During one of my short trips to San Pedro, I bought a considerable amount of weed, which I usually went deep into the coffee fields or down to the lake to smoke, so as not to be around the village children while I was getting high. But late one night, correctly assuming the village children were asleep, I was toking up right on my porch. Toothless old Juan quietly emerged from his hut and hobbled over. Assuming I was puffing a cigarette, he requested one.
Already feeling the effects of the weed, I thought, ‘what the hell’, and passed the joint over to the old man.
Without hesitation, Juan took several deep hits. We shared the entire joint together, then I rolled another one.

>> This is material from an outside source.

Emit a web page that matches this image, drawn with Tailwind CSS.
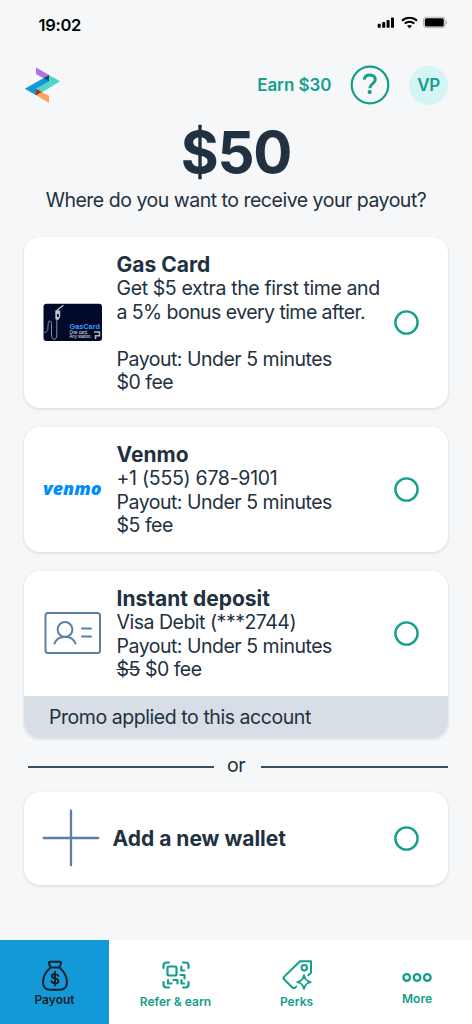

After several minutes, Juan’s face twisted into a not-unpleasant display of contentedness. Without a word, he got up, limped back to his hut, and disappeared behind the door. I immediately began to grow nervous. What if the weed would kill the old man? Despite my intoxicated state, I couldn’t sleep well that night, my concern over Juan’s fate loomed large.
The next morning, I waited anxiously on the porch for Juan to emerge. His customary entrance into the outside world usually occurred sometime around 9:00. But on this day, he was nowhere to be seen. I waited and waited, too uneasy to even take my usual walk to the lake shores or the tienda.
My dread increased until I was in a nearly frantic state, almost sure I’d killed poor Juan.
Finally, near 1:00pm, Juan emerged from his hut, an enormous smile plastered across his withered face.
He slowly maneuvered towards my porch and began gesturing wildly, mumbling his incomprehensible grunts. I understood enough of his gestures to get that he absolutely realized he’d been given weed. The old man seemed thankful for the experience, although I had no doubt I’d never indulge him like that again.
And that’s the story about how I got Toothless Old Juan, the ancient Mayan elder, high as a mothafucka. There can be no doubt the old man is dead by now, but I still think of him from time to time. I’d like to think, I truly hope, that his ‘wild night’ with this Gringo was one of his final pleasant memories.